In VR, learners access their journal by looking at their avatar’s left hand. On other devices, it can be accessed via a ‘burger menu’ in the top left corner of the screen. 

This document collates the journal entries in relation to the individual activities for this course.

Introduction and self-reflection

Bias as a Barrier

Objective 

Explore how personal bias affects yourself and others

Goals

  • Witness how your own thinking is shaped by unconscious bias
  • Explore your own experiences of discrimination
  • Critically examine bias in popular media
  • Identify and challenge your own bias

Origins of bias

Origins of bias

Lazy stereotypes

The damage caused by stereotypes in TV and movies is two-fold: 

  • It dehumanizes minority and racialized groups and strips them of their true culture and individuality
  • It marginalizes them because they can't identify with the person supposedly representing them on the screen

A strategy for detecting and overriding biased thinking

A strategy for detecting and overriding biased thinking

A strategy for identifying and challenging bias

  • Step 1 - STOP
    Was I thinking fast or slow? 

  • Step 2 - SWITCH
    Try to see it from the other person’s perspective

  • Step 3 - CHALLENGE
    Attributes or situation 

  • Step 4 - COUNTER
    Say something that contradicts your bias

Stop 

  • Were you thinking fast or slow? Fast thinking can help us in a range of situations which require us to think fast in order to act fast and be safe. E.g. we wouldn’t stop to think about running away if a bear is chasing us, we’d just run.
  • Slow thinking, on the other hand, gives us the chance to work out problems, e.g. a math problem. 
  • Fast and slow thinking have evolved to help us keep safe, and to solve complex problems.
  • Fast thinking can mean that we don’t stop to think about potential bias. 
  • By slowing our thinking down, we can ask ourselves if our responses are biased and that gives us a chance to check our bias.

Switch perspective

Try to see it from the marginalized and stereotyped person’s perspective. How would it feel?

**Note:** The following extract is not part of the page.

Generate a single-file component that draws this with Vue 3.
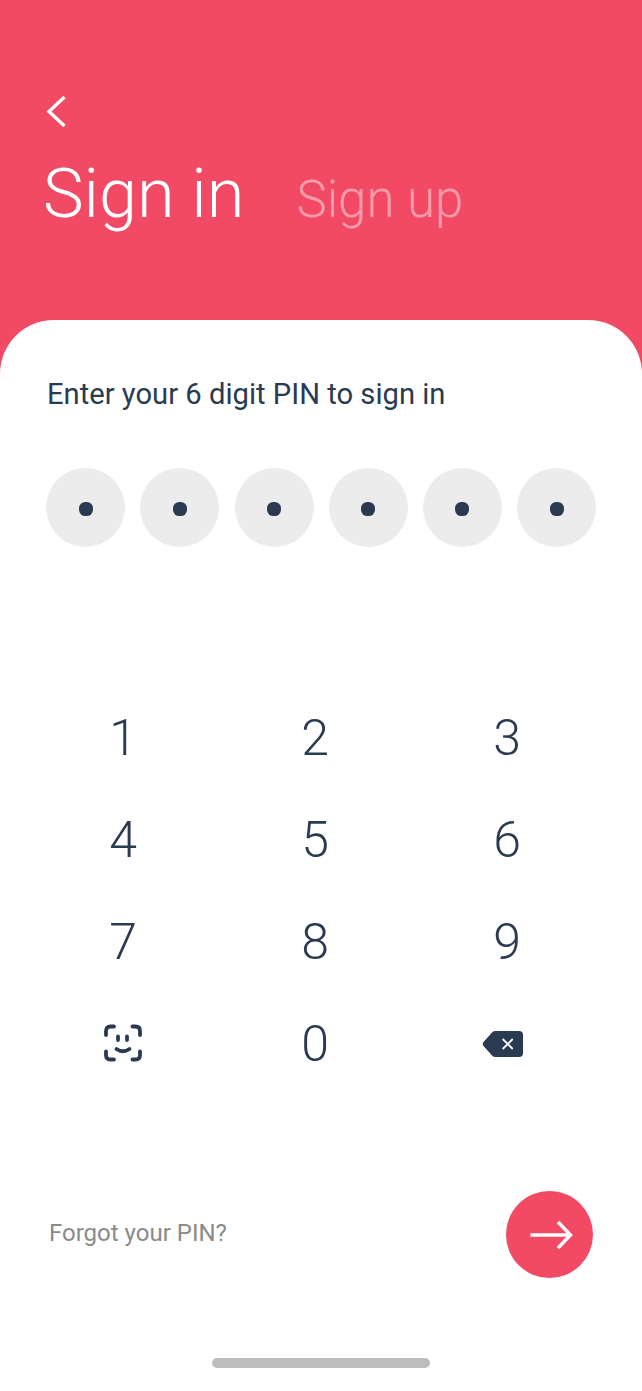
<template>
  <div class="screen">
    <header class="hero">
      <button class="back" aria-label="Back">
        <svg width="24" height="34" viewBox="0 0 24 34">
          <path d="M21.500 3 L6 17.500 L21.500 32" fill="none" stroke="#fff" stroke-width="3.400" />
        </svg>
      </button>
      <div class="tabs">
        <span class="tab active">Sign in</span>
        <span class="tab">Sign up</span>
      </div>
    </header>

    <main class="sheet">
      <p class="prompt">Enter your 6 digit PIN to sign in</p>

      <div class="pin">
        <div v-for="n in 6" :key="n" class="pin-cell"><i class="pin-dot"></i></div>
      </div>

      <div class="keypad">
        <button v-for="k in digits" :key="k" class="key">{{ k }}</button>
        <button class="key" aria-label="Face ID">
          <svg width="40" height="40" viewBox="0 0 40 40" fill="none" stroke="#2a3a50" stroke-width="3.800" stroke-linecap="round">
            <path d="M3 11 V7 Q3 2.500 7.500 2.500 H11" />
            <path d="M29.500 2.500 H32.500 Q37 2.500 37 7 V11" />
            <path d="M3 27.500 V31 Q3 35.500 7.500 35.500 H11" />
            <path d="M29.500 35.500 H32.500 Q37 35.500 37 31 V27.500" />
            <path d="M15 12.500 V16" />
            <path d="M24 12.500 V16" />
            <path d="M13.500 25 Q20 29.500 26.500 25" />
          </svg>
        </button>
        <button class="key">0</button>
        <button class="key key-del" aria-label="Delete">
          <svg width="42" height="30" viewBox="0 0 42 30">
            <path d="M13 2 H37 Q41 2 41 6 V24 Q41 28 37 28 H13 Q11.500 28 10.500 27 L1.500 17 Q0 15 1.500 13 L10.500 3 Q11.500 2 13 2 Z" fill="#2a3a50" />
            <path d="M20.700 10 L30.700 20 M30.700 10 L20.700 20" stroke="#fff" stroke-width="1.800" />
          </svg>
        </button>
      </div>

      <div class="footer">
        <span class="forgot">Forgot your PIN?</span>
        <button class="go" aria-label="Continue">
          <svg width="46" height="32" viewBox="0 0 46 32" fill="none" stroke="#fff" stroke-width="3.400">
            <path d="M3.500 16 H43.500" />
            <path d="M31 3 L43.500 16 L31 29" />
          </svg>
        </button>
      </div>

      <div class="home-bar"></div>
    </main>
  </div>
</template>

<script setup>
const digits = [1, 2, 3, 4, 5, 6, 7, 8, 9]
</script>

<style>
html, body {
  margin: 0;
  background: #fff;
}
</style>

<style scoped>
.screen {
  width: 642px;
  height: 1391px;
  overflow: hidden;
  background: #f24965;
  font-family: Roboto, "Liberation Sans", sans-serif;
  display: flex;
  flex-direction: column;
}
button {
  border: none;
  background: none;
  padding: 0;
  font-family: inherit;
}
.hero {
  height: 320px;
  box-sizing: border-box;
  padding: 94px 0 0 43px;
}
.back {
  display: block;
  width: 24px;
  height: 34px;
}
.tabs {
  display: flex;
  align-items: baseline;
  gap: 52px;
  margin-top: 36px;
}
.tab {
  font-size: 51px;
  font-weight: 300;
  line-height: 60px;
  color: rgba(255, 255, 255, 0.45);
}
.tab.active {
  font-size: 68.500px;
  color: #fff;
}
.sheet {
  flex: 1;
  background: #fff;
  border-radius: 54px 54px 0 0;
  display: flex;
  flex-direction: column;
}
.prompt {
  margin: 56px 0 0 47px;
  font-size: 29.200px;
  line-height: 36px;
  color: #2a3a50;
}
.pin {
  display: flex;
  justify-content: space-between;
  margin: 56px 46px 0 46.300px;
}
.pin-cell {
  width: 79px;
  height: 79px;
  border-radius: 50%;
  background: #ececec;
  display: flex;
  align-items: center;
  justify-content: center;
}
.pin-dot {
  width: 14px;
  height: 14px;
  border-radius: 45%;
  background: #2a3a50;
  margin-top: 3px;
}
.keypad {
  display: grid;
  grid-template-columns: repeat(3, 192px);
  grid-auto-rows: 102px;
  margin: 140px 0 0 27px;
}
.key {
  font-size: 50px;
  font-weight: 300;
  color: #2a3a50;
  display: flex;
  align-items: center;
  justify-content: center;
}
.key-del {
  padding-right: 8px;
}
.footer {
  display: flex;
  align-items: center;
  justify-content: space-between;
  margin: 96px 49px 0 49px;
}
.forgot {
  font-size: 24px;
  color: #8a8a8a;
  margin-bottom: 4px;
}
.go {
  width: 87px;
  height: 87px;
  border-radius: 50%;
  background: #f24965;
  display: flex;
  align-items: center;
  justify-content: center;
}
.home-bar {
  width: 218px;
  height: 10px;
  border-radius: 5px;
  background: #bdbdbd;
  margin: 80px auto 0;
}
</style>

Tips for perspective taking

  • Think about the other person’s unique circumstances, experiences, beliefs and culture to see the world through their eyes. 
  • Try to find commonalities with your past experiences to relate to their experience and feelings, even if they are different from what you would feel yourself in that exact situation. 
  • Ask yourself: “What is life like for that person? What might be influencing how they perceive this situation? How can I relate to their experience to begin to understand how they feel?”

Challenge

  • We often base judgements on another person’s attributes (like their ethnicity) instead of considering the situation and circumstances.
  • By challenging our own judgements, we have the chance to detect and override judgements which on the surface appear to bias against people based on race.

Counter

  • Provide counter-stereotypical examples that contradict your bias.

Check your bias

Implicit Association Test

The Implicit Association Test (IAT) created by Project Implicit measures attitudes and beliefs that people may be unwilling or unable to say out loud. 

It can be used to discover implicit attitudes you didn’t even know you had. 

For example, you may believe women should be equal to men in science, but the IAT could reveal you subconsciously associate men more strongly with science than women.